Afin d'éviter un biais de préparation, tous les échantillons à analyser ont été élaborés par Aurélie Pelfrêne. Ils ont ensuite été envoyés aux laboratoires, dont celui de Wessling en Isère, pour réalisation du test simplifié. Dans les grandes lignes, ce test consiste à verser une solution d'acide chlorhydrique diluée sur l'échantillon de terre, d'agiter pendant quinze minutes et de plonger le tout dans un bain à 37 °C pendant une heure, avant filtration pour retrait des particules de sols. Une moitié de chaque échantillon a été retournée à Wessling pour analyses – l'autre moitié étant conservée par les laboratoires partenaires pour qu'ils réalisent leurs propres mesures et confrontent leurs résultats à ceux du laboratoire français.

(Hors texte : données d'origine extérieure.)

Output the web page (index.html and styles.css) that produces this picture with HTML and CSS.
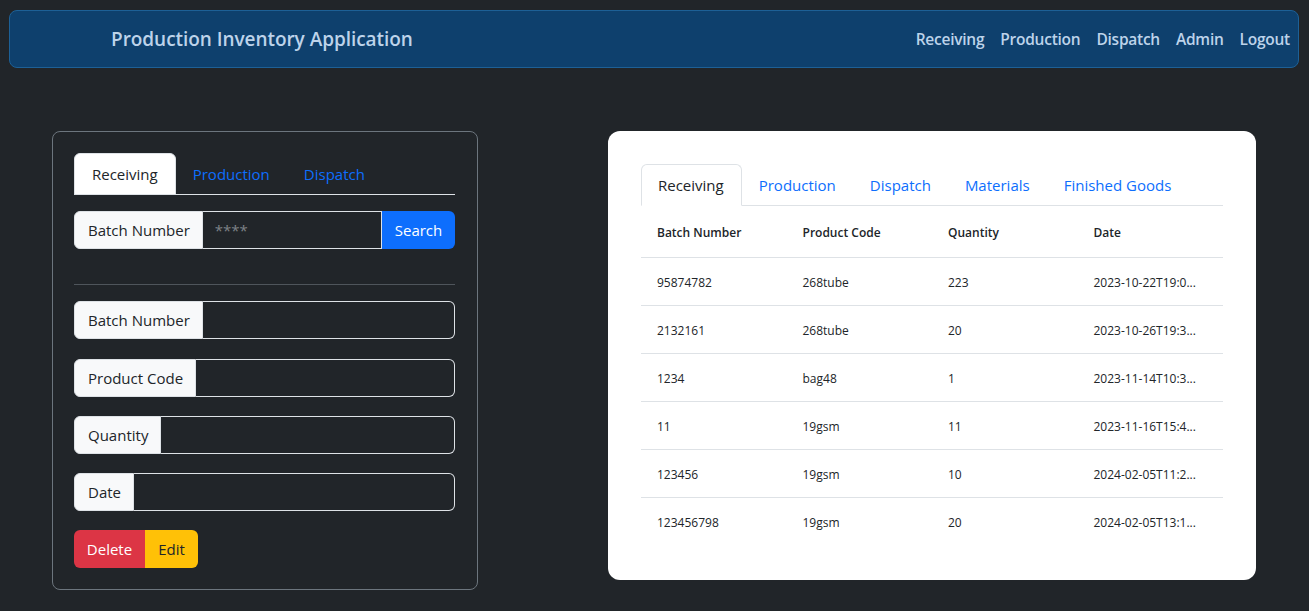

« Nous réalisons ces essais interlaboratoires pour voir comment ça répond, confie la chercheure. On espère que les onze laboratoires vont réussir à s'approprier le nouveau protocole, à le mettre en œuvre… Car la finalité [du test simplifié HCl, ndlr] n'est pas de remplacer le test UBM, mais de fournir une première prédiction afin de recommander ou non le test UBM sur un nombre d'échantillons plus restreints. »
Et dynamiser ainsi le recours à une approche – la mesure de la bioaccessibilité/biodisponibilité – qui permette de réhabiliter des sites aujourd'hui inexploitables en raison de teneurs en éléments métalliques incompatibles avec les usages.